The trial court’s findings of fact concerning the imposition of attorneys’ fees are set out above. The trial court failed to make any finding of fact “as to the time and labor expended, skill required, customary fee for like work, and experience or ability of the attorney based on competent evidence.” Dunn, 180 N.C. App. at 49, 636 S.E.2d at 255. Without these findings, this Court cannot “determine whether [the] judgment, and the legal conclusions that underlie it, represent a correct application of the law.” Spicer, 168 N.C. App. at 287, 607 S.E.2d at 682. Here, the trial court’s award of $17,000.00 in attorneys’ *25fees to plaintiff must be vacated and remanded for further findings and conclusions regarding the reasonableness of the award. Dunn, 180 N.C. App. at 50, 636 S.E.2d at 256.

V. Conclusion

Defendant Alvis did not unreasonably refuse to settle this matter with plaintiff. Defendant Alvis never dealt directly prior to plaintiffs demands, made two separate and substantial settlement offers to plaintiff, asserted reasonable defenses against plaintiffs claims, and was awarded offsets and credits set forth in his answer by the trial court. No evidence shows defendant Alvis “unreasonably refused” to settle with plaintiff. I vote to reverse the trial court’s order on this issue.

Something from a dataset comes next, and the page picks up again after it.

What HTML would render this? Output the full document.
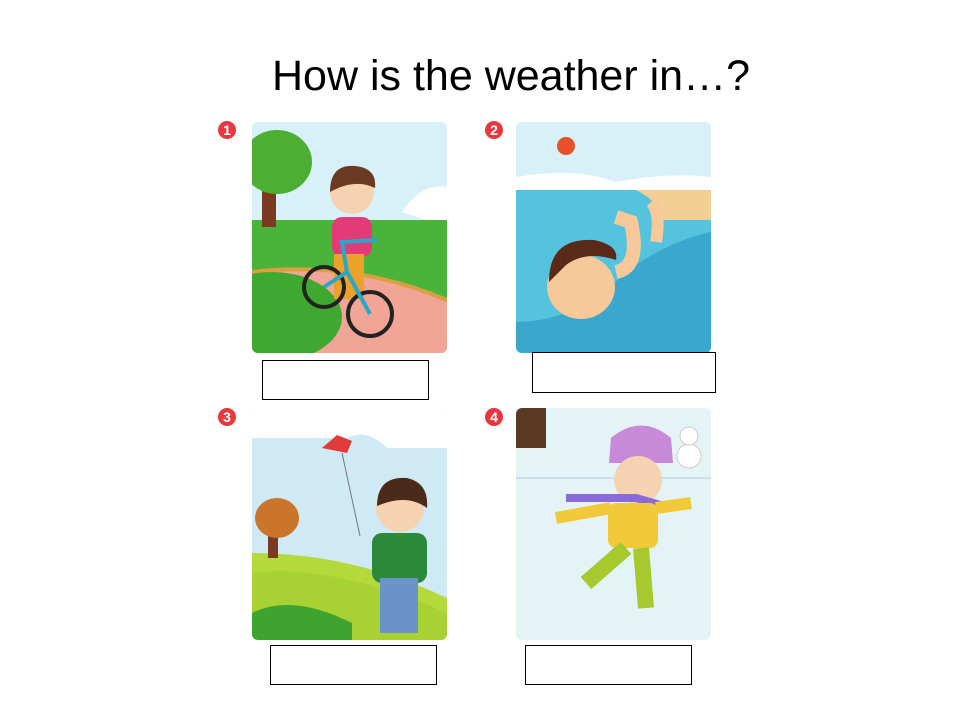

Alternatively, the trial court failed to make any finding of fact “as to the time and labor expended, skill required, customary fee for like work, and experience or ability of the attorney based on competent evidence.” Dunn, 180 N.C. App. at 49, 636 S.E.2d at 255. Without these findings, this Court cannot review and determine whether the trial court’s award of attorneys’ fees was “reasonable.” N.C. Gen. Stat. § 44A-35. The trial court’s award of $17,000.00 in attorneys’ fees to plaintiff should be vacated and remanded for further findings regarding the reasonableness of the award using the factors in the numerous cases cited above. I respectfully dissent.